【目次】
00:30~ 進行大腸がんについて
01:37~ 進行がんの転移とその治療
04:53~ 大腸がん手術の難易度
08:01~ 直腸がんの特徴と懸念(肛門の温存)
17:22~ ロボット手術
20:23~ 5G時代の手術(通信技術とロボット技術の革新)
大腸がんに限りませんが、がんの発見は早ければ早いほど良いとされています。しかし、依然として進行した状態で見つかる人は少なくありません。
進行大腸がんの形には4つのタイプがあります。1型~4型まであり、最も多いのが2型の「潰瘍限局型」と言われています。
これがより進行すると、腸が詰まって、出血も起こってきます。手術が必要になりますから、ここに至る前に、受診することが重要です。
進行がんになると
大腸がんの転移は多くの患者さんの懸念事項です。がんの周囲のリンパ節転移、肺・肝転移、腹膜転移などがあります。
転移が起こると、腸の病変部分のみを切除しても、完全に治療することはできません。
したがって、リンパ節転移の段階で発見することで、がんを取り切る可能性が高くなります。
ただ、他臓器への浸潤や肝臓への転移があった場合に根治が不可能なのかというと、そうではありません。昨今はこのような進行がんであっても、合併切除手術によって生存率は高まります。
また、さらに肺転移などがある切除不可能な進行大腸がんに対しても、まずは化学療法を行うことで、がんの大きさや数を少なくしていくことができます。そこから切除術を選択肢に入れることが可能になります。
また、再発、再再発の時のことを考えて、切除する時は、腹腔鏡を利用した手術で低侵襲な治療を行なっています。
同じ大腸癌でも、部位によって難易度は異なります。
上行結腸であれば、進行がんであっても、3cm程度の1つの孔をあけることで腹腔鏡手術が可能となっています。これであれば、1ヶ月程度でほとんど傷跡が分からないくらいにまで回復します。
早期に発見できれば、内視鏡での治療が可能ですし、手術が必要となっても早ければ早いほど、低侵襲な手術で治療が可能です。

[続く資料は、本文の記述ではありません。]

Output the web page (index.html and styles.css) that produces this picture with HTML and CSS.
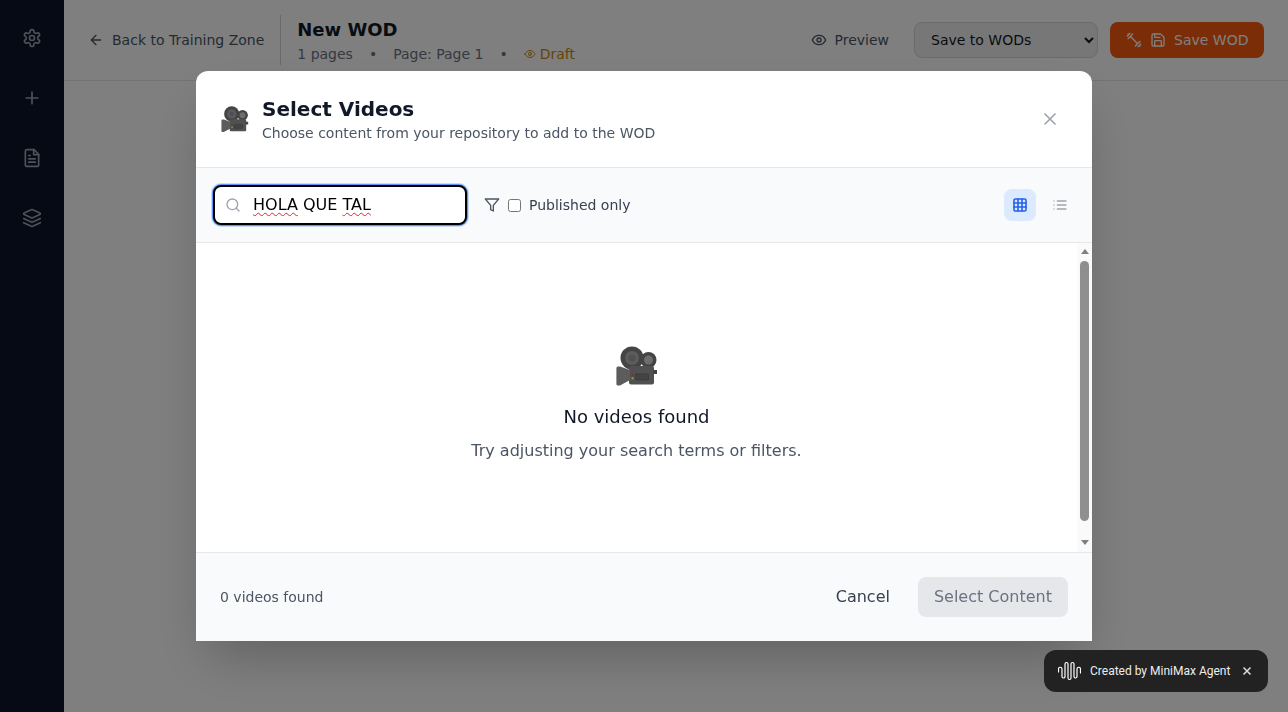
FILE: index.html
```html
<!DOCTYPE html>
<html lang="en">
<head>
<meta charset="utf-8">
<title>New WOD</title>
<link rel="stylesheet" href="styles.css">
</head>
<body>
<svg class="defs" width="0" height="0" aria-hidden="true">
  <symbol id="camera" viewBox="0 0 42 41">
    <circle cx="16" cy="12" r="11.5" fill="#444"/>
    <circle cx="16" cy="12" r="7" fill="#5c5c5c"/>
    <circle cx="16" cy="12" r="3.5" fill="#505050"/>
    <circle cx="32.5" cy="14" r="8" fill="#444"/>
    <circle cx="32.5" cy="14" r="4.5" fill="#6e6e6e"/>
    <rect x="13" y="20" width="25" height="18.5" rx="2" fill="#505050"/>
    <path d="M37 24h4v4h-4z" fill="#444"/>
    <path d="M2 20.5h2L14 24v10L4 39.5H2a1.6 1.6 0 0 1-1.6-1.6V22a1.6 1.6 0 0 1 1.6-1.5z" fill="#5c5c5c"/>
    <rect x="19.5" y="28" width="13" height="6" rx="1" fill="#444" stroke="#333" stroke-width=".6"/>
    <rect x="15.5" y="28" width="2.2" height="2" fill="#a32020"/>
    <rect x="15.5" y="31.3" width="2.2" height="2" fill="#6cae2f"/>
  </symbol>
</svg>

<div class="app">
  <nav class="rail">
    <svg class="icon rail-icon" viewBox="0 0 24 24"><path d="M12.22 2h-.44a2 2 0 0 0-2 2v.18a2 2 0 0 1-1 1.73l-.43.25a2 2 0 0 1-2 0l-.15-.08a2 2 0 0 0-2.73.73l-.22.38a2 2 0 0 0 .73 2.73l.15.1a2 2 0 0 1 1 1.72v.51a2 2 0 0 1-1 1.74l-.15.09a2 2 0 0 0-.73 2.73l.22.38a2 2 0 0 0 2.73.73l.15-.08a2 2 0 0 1 2 0l.43.25a2 2 0 0 1 1 1.73V20a2 2 0 0 0 2 2h.44a2 2 0 0 0 2-2v-.18a2 2 0 0 1 1-1.73l.43-.25a2 2 0 0 1 2 0l.15.08a2 2 0 0 0 2.73-.73l.22-.39a2 2 0 0 0-.73-2.73l-.15-.08a2 2 0 0 1-1-1.74v-.5a2 2 0 0 1 1-1.74l.15-.09a2 2 0 0 0 .73-2.73l-.22-.38a2 2 0 0 0-2.73-.73l-.15.08a2 2 0 0 1-2 0l-.43-.25a2 2 0 0 1-1-1.73V4a2 2 0 0 0-2-2z"/><circle cx="12" cy="12" r="3"/></svg>
    <svg class="icon rail-icon" viewBox="0 0 24 24"><path d="M5 12h14M12 5v14"/></svg>
    <svg class="icon rail-icon" viewBox="0 0 24 24"><path d="M14.5 2H6a2 2 0 0 0-2 2v16a2 2 0 0 0 2 2h12a2 2 0 0 0 2-2V7.5L14.5 2z"/><path d="M14 2v6h6M16 13H8M16 17H8M10 9H8"/></svg>
    <svg class="icon rail-icon" viewBox="0 0 24 24"><path d="M12.83 2.18a2 2 0 0 0-1.66 0L2.6 6.08a1 1 0 0 0 0 1.83l8.58 3.91a2 2 0 0 0 1.66 0l8.58-3.9a1 1 0 0 0 0-1.83Z"/><path d="m22 17.65-9.17 4.16a2 2 0 0 1-1.66 0L2 17.65"/><path d="m22 12.65-9.17 4.16a2 2 0 0 1-1.66 0L2 12.65"/></svg>
  </nav>
  <div class="main">
    <header class="topbar">
      <div class="topbar-left">
        <a class="back">
          <svg class="icon i16" viewBox="0 0 24 24"><path d="m12 19-7-7 7-7M19 12H5"/></svg>
          Back to Training Zone
        </a>
        <div class="title-block">
          <h1 class="page-title">New WOD</h1>
          <div class="meta">
            <span>1 pages</span><span>•</span><span>Page: Page 1</span><span>•</span>
            <span class="draft"><svg class="icon i12" viewBox="0 0 24 24"><path d="M2 12s3-7 10-7 10 7 10 7-3 7-10 7-10-7-10-7Z"/><circle cx="12" cy="12" r="3"/></svg>Draft</span>
          </div>
        </div>
      </div>
      <div class="topbar-right">
        <a class="preview">
          <svg class="icon i16" viewBox="0 0 24 24"><path d="M2 12s3-7 10-7 10 7 10 7-3 7-10 7-10-7-10-7Z"/><circle cx="12" cy="12" r="3"/></svg>
          Preview
        </a>
        <select class="target"><option>Save to WODs</option></select>
        <button class="save">
          <svg class="icon i16" viewBox="0 0 24 24"><path d="m6.5 6.5 11 11M21 21l-1-1M3 3l1 1M18 22l4-4M2 6l4-4M3 10l7-7M14 21l7-7"/></svg>
          <svg class="icon i16" viewBox="0 0 24 24"><path d="M15.2 3a2 2 0 0 1 1.4.6l3.8 3.8a2 2 0 0 1 .6 1.4V19a2 2 0 0 1-2 2H5a2 2 0 0 1-2-2V5a2 2 0 0 1 2-2z"/><path d="M17 21v-7a1 1 0 0 0-1-1H8a1 1 0 0 0-1 1v7M7 3v4a1 1 0 0 0 1 1h7"/></svg>
          <span>Save WOD</span>
        </button>
      </div>
    </header>
  </div>
</div>

<div class="overlay">
  <section class="modal">
    <div class="modal-head">
      <div class="head-left">
        <svg class="emoji-sm"><use href="#camera"/></svg>
        <div>
          <h2 class="modal-title">Select Videos</h2>
          <p class="modal-sub">Choose content from your repository to add to the WOD</p>
        </div>
      </div>
      <svg class="icon close" viewBox="0 0 24 24"><path d="M18 6 6 18M6 6l12 12"/></svg>
    </div>
    <div class="toolbar">
      <div class="search">
        <svg class="icon i16 search-icon" viewBox="0 0 24 24"><circle cx="11" cy="11" r="8"/><path d="m21 21-4.3-4.3"/></svg>
        <span class="query"><span class="typo">HOLA</span> QUE <span class="typo">TAL</span></span>
      </div>
      <svg class="icon i16 filter" viewBox="0 0 24 24"><path d="M22 3H2l8 9.46V19l4 2v-8.54z"/></svg>
      <label class="published"><input type="checkbox" class="check">Published only</label>
      <div class="views">
        <span class="view active"><svg class="icon i16 grid" viewBox="0 0 24 24"><rect x="3" y="3" width="18" height="18" rx="2"/><path d="M3 9h18M3 15h18M9 3v18M15 3v18"/></svg></span>
        <span class="view"><svg class="icon i16" viewBox="0 0 24 24"><path d="M8 6h13M8 12h13M8 18h13M3 6h.01M3 12h.01M3 18h.01"/></svg></span>
      </div>
    </div>
    <div class="results">
      <div class="empty">
        <svg class="emoji-lg"><use href="#camera"/></svg>
        <h3 class="empty-title">No videos found</h3>
        <p class="empty-text">Try adjusting your search terms or filters.</p>
      </div>
      <div class="scrollbar" aria-hidden="true">
        <span class="arrow-up"></span>
        <span class="thumb"></span>
        <span class="arrow-down"></span>
      </div>
    </div>
    <div class="modal-foot">
      <span class="count">0 videos found</span>
      <div class="actions">
        <button class="cancel">Cancel</button>
        <button class="select-content">Select Content</button>
      </div>
    </div>
  </section>
</div>

<aside class="toast">
  <svg class="wave" viewBox="0 0 23 22"><path d="M.5 12V9a1.75 1.75 0 0 1 3.5 0v7.5a1.5 1.5 0 0 0 3 0V4a1.5 1.5 0 0 1 3 0v14a1.5 1.5 0 0 0 3 0V4a1.5 1.5 0 0 1 3 0v12.5a1.5 1.5 0 0 0 3 0V9a1.75 1.75 0 0 1 3.5 0v4"/></svg>
  <span class="toast-text">Created by MiniMax Agent</span>
  <svg class="toast-close" viewBox="0 0 10 10"><path d="M1.5 1.5l7 7M8.5 1.5l-7 7"/></svg>
</aside>
</body>
</html>
```

FILE: styles.css
```css
* { box-sizing: border-box; }
html, body { margin: 0; height: 100%; overflow: hidden; }
body { font-family: "DejaVu Sans", sans-serif; background: #fff; color: #111827; }
h1, h2, h3, p { margin: 0; }
button { font-family: inherit; border: 0; }
.defs { position: absolute; }

.icon { fill: none; stroke: currentColor; stroke-width: 2; stroke-linecap: round; stroke-linejoin: round; flex: none; }
.i16 { width: 16px; height: 16px; }
.i12 { width: 12px; height: 12px; }

.app { display: flex; height: 712px; }
.rail { width: 64px; flex: none; background: #0a1428; display: flex; flex-direction: column; align-items: center; gap: 40px; padding-top: 28px; color: #9ca3af; }
.rail-icon { width: 20px; height: 20px; }

.main { flex: 1; min-width: 0; background: #fff; }
.topbar { height: 81px; border-bottom: 1px solid #e5e7eb; display: flex; align-items: center; justify-content: space-between; padding: 0 24px; }
.topbar-left { display: flex; align-items: center; }
.back { display: flex; align-items: center; gap: 8px; font-size: 14px; color: #4b5563; padding-right: 16px; height: 50px; margin-right: 16px; border-right: 1px solid #d1d5db; }
.page-title { font-size: 18px; line-height: 28px; font-weight: 700; color: #111827; }
.meta { display: flex; gap: 16px; font-size: 14px; line-height: 20px; color: #6b7280; }
.draft { display: flex; align-items: center; gap: 4px; color: #ca8a04; }
.topbar-right { display: flex; align-items: center; gap: 12px; }
.preview { display: flex; align-items: center; gap: 8px; font-size: 14px; color: #4b5563; padding: 0 13px 0 16px; }
.target { width: 184px; height: 36px; font-family: inherit; font-size: 14px; color: #111827; background: #efefef; border: 1px solid #d1d5db; border-radius: 8px; padding: 0 12px; }
.save { display: flex; align-items: center; gap: 8px; width: 154px; height: 36px; padding: 0 16px; border-radius: 8px; background: #f55a0e; color: #fff; font-size: 14px; white-space: nowrap; }

.overlay { position: fixed; inset: 0; background: rgba(0, 0, 0, .5); display: flex; align-items: center; justify-content: center; }
.modal { width: 896px; height: 570px; background: #fff; border-radius: 12px 12px 0 0; overflow: hidden; display: flex; flex-direction: column; box-shadow: 0 25px 50px -12px rgba(0, 0, 0, .25); }

.modal-head { height: 97px; flex: none; border-bottom: 1px solid #e5e7eb; padding: 0 32px 0 25px; display: flex; align-items: center; justify-content: space-between; }
.head-left { display: flex; align-items: center; gap: 13px; }
.emoji-sm { width: 28px; height: 27px; }
.modal-title { font-size: 20px; line-height: 28px; font-weight: 700; color: #111827; }
.modal-sub { font-size: 14px; line-height: 20px; color: #4b5563; }
.close { width: 20px; height: 20px; color: #9ca3af; stroke-width: 2; }

.toolbar { height: 75px; flex: none; background: #f9fafb; border-bottom: 1px solid #e5e7eb; padding: 0 16px; display: flex; align-items: center; }
.search { width: 254px; height: 40px; background: #fff; border: 2px solid #000; border-radius: 8px; box-shadow: 0 0 0 1px #5b96f7, 0 0 0 2px #c5dafc; display: flex; align-items: center; padding-left: 10px; margin: 0 17px 0 1px; }
.search-icon { color: #9ca3af; }
.query { margin: 0 0 2px 12px; font-size: 16px; color: #000; }
.typo { text-decoration: underline wavy #e5252a 1px; text-underline-offset: 2px; text-decoration-skip-ink: none; }
.filter { color: #4b5563; margin-right: 8px; }
.published { display: flex; align-items: center; gap: 8px; font-size: 14px; color: #374151; }
.check { width: 13px; height: 13px; margin: 0; }
.views { margin-left: auto; display: flex; gap: 8px; }
.view { width: 32px; height: 32px; border-radius: 8px; display: flex; align-items: center; justify-content: center; color: #9ca3af; }
.view.active { background: #dbeafe; color: #2563eb; }
.grid { stroke-width: 2.4; }

.results { flex: 1; min-height: 0; display: flex; }
.empty { flex: 1; min-width: 0; padding-top: 103px; display: flex; flex-direction: column; align-items: center; }
.emoji-lg { width: 42px; height: 41px; margin-bottom: 16px; flex: none; }
.empty-title { font-size: 18px; line-height: 28px; font-weight: 400; color: #111827; margin-bottom: 8px; }
.empty-text { font-size: 16px; line-height: 24px; color: #4b5563; }

.scrollbar { width: 15px; flex: none; background: #fafafa; display: flex; flex-direction: column; align-items: center; padding: 6px 0 7px; }
.arrow-up { width: 0; height: 0; border: 4.5px solid transparent; border-top: 0; border-bottom: 5px solid #808080; }
.thumb { width: 9px; height: 260px; margin: 7px 0 19px; background: #8f8f8f; border-radius: 5px; }
.arrow-down { width: 0; height: 0; border: 4.5px solid transparent; border-bottom: 0; border-top: 5px solid #808080; }

.modal-foot { height: 89px; flex: none; background: #f9fafb; border-top: 1px solid #e5e7eb; padding: 0 24px; display: flex; align-items: center; justify-content: space-between; }
.count { font-size: 14px; color: #4b5563; }
.actions { display: flex; align-items: center; gap: 12px; }
.cancel { height: 40px; padding: 0 16px 2px; background: none; font-size: 16px; color: #374151; }
.select-content { height: 40px; padding: 0 16px 2px; background: #e5e7eb; border-radius: 8px; font-size: 16px; color: #6b7280; }

.toast { position: fixed; right: 20px; bottom: 20px; width: 224px; height: 42px; background: #222; border-radius: 12px; display: flex; align-items: center; padding: 0 16px 0 14px; color: #fff; font-family: Roboto, sans-serif; }
.wave { width: 23px; height: 22px; fill: none; stroke: #fff; stroke-width: 1.2; stroke-linecap: round; stroke-linejoin: round; flex: none; }
.toast-text { font-size: 12px; margin-left: 9px; white-space: nowrap; opacity: .92; }
.toast-close { width: 10px; height: 10px; margin-left: auto; fill: none; stroke: #ddd; stroke-width: 1.5; flex: none; }
```
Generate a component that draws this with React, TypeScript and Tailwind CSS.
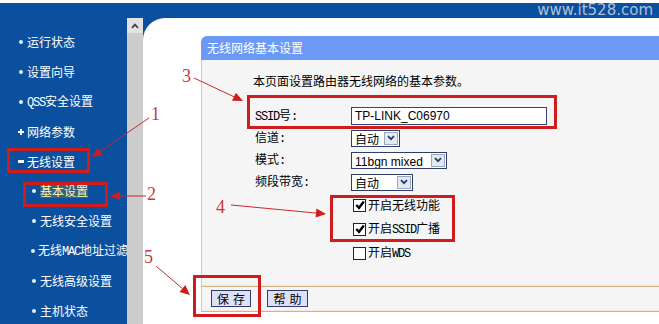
import React from "react";

const RED = "#d01c1c";
const LINE = "#c8282c";

function Mono({ children }: { children: React.ReactNode }) {
  return <span className="font-['Liberation_Mono',monospace] text-[12px] tracking-[-1.2px]">{children}</span>;
}

type NavProps = { kind: "dot" | "plus" | "minus"; sub?: boolean; active?: boolean; children: React.ReactNode };

function NavItem({ kind, sub, active, children }: NavProps) {
  return (
    <div className={`h-[29.8px] flex items-center whitespace-nowrap ${sub ? "pl-[31px]" : "pl-[18px]"}`}>
      <div className="w-[6px] h-[6px] flex items-center justify-center">
        {kind === "dot" && <div className="w-[4px] h-[4px] rounded-full bg-[#e6f2ef]" />}
        {kind === "plus" && (
          <div className="relative w-[6px] h-[6px]">
            <div className="absolute left-0 top-[2px] w-[6px] h-[2px] bg-[#eef6f2]" />
            <div className="absolute left-[2px] top-0 w-[2px] h-[6px] bg-[#eef6f2]" />
          </div>
        )}
        {kind === "minus" && <div className="w-[6px] h-[3px] bg-[#eef6f2]" />}
      </div>
      <span
        className={`ml-[3px] text-[12px] leading-[14px] ${
          active ? "text-[#f6f6ae] bg-[#3f5f7c]" : "text-white"
        }`}
      >
        {children}
      </span>
    </div>
  );
}

function Chevron() {
  return (
    <svg width="8" height="6" viewBox="0 0 8 6">
      <path d="M1 1.2 L4 4.2 L7 1.2" fill="none" stroke="#243a78" strokeWidth="1.8" />
    </svg>
  );
}

function Select({ widthClass, text }: { widthClass: string; text: React.ReactNode }) {
  return (
    <div className={`${widthClass} h-[17px] border border-[#2f3e66] bg-white flex items-stretch`}>
      <div className="flex-1 pl-[3px] text-[12px] leading-[15px] text-black whitespace-nowrap overflow-hidden">{text}</div>
      <div className="w-[14px] m-[1px] border border-[#9aa8c0] bg-[#e4e8f0] flex items-center justify-center">
        <Chevron />
      </div>
    </div>
  );
}

function Checkbox({ checked, children }: { checked: boolean; children: React.ReactNode }) {
  return (
    <div className="h-[24px] flex items-center">
      <div className="w-[13px] h-[13px] border border-[#222] bg-white flex items-center justify-center">
        {checked && (
          <svg width="10" height="10" viewBox="0 0 10 10">
            <path d="M1.3 5 L4 7.8 L8.8 1.6" fill="none" stroke="#000" strokeWidth="2.4" />
          </svg>
        )}
      </div>
      <span className="ml-[2px] text-[12px] leading-[14px] text-black whitespace-nowrap">{children}</span>
    </div>
  );
}

function Arrow({ x1, y1, x2, y2 }: { x1: number; y1: number; x2: number; y2: number }) {
  const dx = x2 - x1;
  const dy = y2 - y1;
  const len = Math.hypot(dx, dy);
  const ux = dx / len;
  const uy = dy / len;
  const L = 10;
  const W = 4.5;
  const bx = x2 - ux * L;
  const by = y2 - uy * L;
  const pts = `${x2},${y2} ${bx - uy * W},${by + ux * W} ${bx + uy * W},${by - ux * W}`;
  return (
    <g>
      <line x1={x1} y1={y1} x2={bx} y2={by} stroke={LINE} strokeWidth="1" />
      <polygon points={pts} fill={RED} />
    </g>
  );
}

function Box({ l, t, r, b }: { l: number; t: number; r: number; b: number }) {
  return <rect x={l + 1.5} y={t + 1.5} width={r - l - 3} height={b - t - 3} fill="none" stroke={RED} strokeWidth="3" />;
}

function Num({ x, y, n }: { x: number; y: number; n: string }) {
  return (
    <text x={x} y={y} fill="#c8383a" fontSize="18" fontFamily="'Liberation Serif', serif">
      {n}
    </text>
  );
}

export default function App() {
  return (
    <div className="relative w-[659px] h-[324px] overflow-hidden bg-white font-['Noto_Sans_CJK_SC','Noto_Sans',sans-serif]">
      <div className="h-[3px] bg-white" />
      <div className="flex h-[321px]">
        {/* Sidebar */}
        <div className="w-[127px] shrink-0 bg-[#0b4f9f] overflow-hidden pt-[24.6px]">
          <NavItem kind="dot">运行状态</NavItem>
          <NavItem kind="dot">设置向导</NavItem>
          <NavItem kind="dot">
            <Mono>QSS</Mono>安全设置
          </NavItem>
          <NavItem kind="plus">网络参数</NavItem>
          <NavItem kind="minus">无线设置</NavItem>
          <NavItem kind="dot" sub active>
            基本设置
          </NavItem>
          <NavItem kind="dot" sub>
            无线安全设置
          </NavItem>
          <NavItem kind="dot" sub>
            无线<Mono>MAC</Mono>地址过滤
          </NavItem>
          <NavItem kind="dot" sub>
            无线高级设置
          </NavItem>
          <NavItem kind="dot" sub>
            主机状态
          </NavItem>
        </div>

        {/* Right column */}
        <div className="flex-1 flex flex-col bg-[#0b4f9f]">
          <div className="h-[15px] flex items-center justify-end pr-[6px]">
            <span className="font-['DejaVu_Sans',sans-serif] text-[15px] leading-[15px] text-[#aebfd6]">www.it528.com</span>
          </div>
          <div className="flex-1 flex">
            {/* Scrollbar */}
            <div className="w-[16px] shrink-0 bg-[#cdcdcd] flex flex-col">
              <div className="h-[15px] bg-[#e2e2e2] flex items-center justify-center">
                <svg width="8" height="6" viewBox="0 0 8 6">
                  <path d="M1 4.8 L4 1.6 L7 4.8" fill="none" stroke="#444" strokeWidth="1.8" />
                </svg>
              </div>
            </div>
            {/* Content */}
            <div className="flex-1 bg-white rounded-tl-[22px] pt-[18px] pl-[58px]">
              <div className="flex flex-col">
                <div className="h-[24px] bg-[#6a9af5] rounded-tl-[6px] flex items-center pl-[6px]">
                  <span className="text-white text-[12px] leading-[14px]">无线网络基本设置</span>
                </div>
                <div className="h-[225px] border-l border-[#ecc690] bg-[#f5f5f5] pt-[10px] pl-[51px] text-black">
                  <div className="h-[22px] flex items-center text-[12px] leading-[14px]">本页面设置路由器无线网络的基本参数。</div>
                  <div className="mt-[13px] pl-[2px]">
                    <div className="h-[22px] flex items-center">
                      <div className="w-[96px] text-[12px] leading-[14px]">
                        <Mono>SSID</Mono>号<Mono>:</Mono>
                      </div>
                      <div className="w-[196px] h-[18px] border border-[#36456b] bg-white pl-[3px] flex items-center font-['Liberation_Sans',sans-serif] text-[12px] leading-[14px]">
                        TP-LINK_C06970
                      </div>
                    </div>
                    <div className="h-[22px] flex items-center">
                      <div className="w-[96px] text-[12px] leading-[14px]">
                        信道<Mono>:</Mono>
                      </div>
                      <Select widthClass="w-[49px]" text="自动" />
                    </div>
                    <div className="h-[22px] flex items-center">
                      <div className="w-[96px] text-[12px] leading-[14px]">
                        模式<Mono>:</Mono>
                      </div>
                      <Select
                        widthClass="w-[96px]"
                        text={<span className="font-['Liberation_Sans',sans-serif]">11bgn mixed</span>}
                      />
                    </div>
                    <div className="h-[22px] flex items-center">
                      <div className="w-[96px] text-[12px] leading-[14px]">
                        频段带宽<Mono>:</Mono>
                      </div>
                      <Select widthClass="w-[62px]" text="自动" />
                    </div>
                    <div className="pl-[98px]">
                      <Checkbox checked>开启无线功能</Checkbox>
                      <Checkbox checked>
                        开启<Mono>SSID</Mono>广播
                      </Checkbox>
                      <Checkbox checked={false}>
                        开启<Mono>WDS</Mono>
                      </Checkbox>
                    </div>
                  </div>
                </div>
                <div className="h-[1px] bg-[#fae6d8]" />
                <div className="h-[1px] bg-[#d6b47e]" />
                <div className="h-[23px] border-l border-[#ecc690] bg-[#f5f5f5] flex items-center pl-[9px] gap-[16px]">
                  <div className="w-[40px] h-[17px] border border-[#2e3a6a] bg-[#dce0f8] flex items-center justify-center text-[12px] leading-[14px] tracking-[4px] pl-[4px]">
                    保存
                  </div>
                  <div className="w-[41px] h-[17px] border border-[#2e3a6a] bg-[#dce0f8] flex items-center justify-center text-[12px] leading-[14px] tracking-[4px] pl-[4px]">
                    帮助
                  </div>
                </div>
                <div className="h-[1px] bg-[#fae6d8]" />
                <div className="h-[1px] bg-[#d6b47e]" />
              </div>
            </div>
          </div>
        </div>
      </div>

      {/* Annotation overlay */}
      <svg className="absolute left-0 top-0 pointer-events-none" width="659" height="324" viewBox="0 0 659 324">
        <Box l={7} t={148} r={90} b={173} />
        <Box l={23} t={182} r={108} b={207} />
        <Box l={247} t={95} r={557} b={129} />
        <Box l={330} t={195} r={455} b={242} />
        <Box l={193} t={275} r={261} b={317} />
        <Arrow x1={149} y1={118} x2={92} y2={157} />
        <Arrow x1={146} y1={196} x2={110} y2={196} />
        <Arrow x1={194} y1={78} x2={243} y2={101} />
        <Arrow x1={231} y1={205} x2={326} y2={214} />
        <Arrow x1={156} y1={266} x2={190} y2={295} />
        <Num x={151} y={120} n="1" />
        <Num x={147} y={200} n="2" />
        <Num x={182} y={82} n="3" />
        <Num x={216} y={213} n="4" />
        <Num x={144} y={263} n="5" />
      </svg>
    </div>
  );
}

最近では「完全腹腔鏡下結腸切除」のような、最初から最後まで腹腔鏡による操作で手術可能なケースもあります。腸を一旦外に出して切除する、といったような術式では、広範囲に腸を剥がす必要があります。
これを最小限に止めて、腹腔の中で切除し、腹腔の中で吻合する、ということができれば、より安全に手術が行えます。切除したものを直腸から取り出すという術式もあります。
直腸がんの特徴は、骨盤の深い、肛門に近い部分にできやすいということです。この場合、患者さんの懸念は「肛門を残すことができるか?」という点です。
直腸の場合は、深い部分の腸を剥がす必要があるので、周囲の内臓や神経を傷つける可能性があります。
性機能や排尿に関わる神経が密集していますので、生活の質に直結してきます。非常に繊細な技術が必要とされる治療です。
昨今は、腹腔鏡手術が発達してきており、このような狭い場所での複雑な操作がより安全に・効果的に行えるようになっています。
拡大した病変部などをモニターなどに映し出して確認しながら、手術が可能なのです。また、3D技術を導入した機器もあります。
技術の進歩によって、がんをとりながら、肛門を温存できる可能性が高まっています。
人工肛門になるかならないかの目安としては、がんの部位が肛門から5cm以上離れていることです。5cmの余裕があると、肛門を温存できる可能性が高まります。
それでは3cmでは出来ないのか、というと、全く可能性がゼロというわけではありません。
IRS(括約筋部分切除を伴う究極の肛門温存)という手術では、可能性があります。術後一時的に人工肛門になりますが、温存は可能です。
「これでは温存できない」と諦めていた方も、症例経験のある病院へのセカンドオピニオンをしてみると良いかもしれません。
発表では具体的な症例をいくつか紹介していただきました。
最近ではロボット手術の技術進歩が目覚ましいです。疾患によっては、保健適用も認可されるようになってきました。
ロボット手術で使われるロボットに付属しているアームは、非常に細かい操作が可能であり、カメラも非常に高性能です。
肛門温存の直腸がん切除のような緻密な操作を要求される手術も行いやすくなっています。
5Gによる通信革命で、遠隔手術も可能になるかもしれません。これによって、地域の医療格差が減少することが期待されています。
さらに進んだロボットの開発によって、より精密な手術が、より簡単にできるようになってきています。これは数年のうちに実現するでしょう。
ここで重要なのは、それを使う術者の「心」です。外科医たちの「心の根」「覚悟の幹」「智恵と行動の枝」があってこその技術革新でしょう。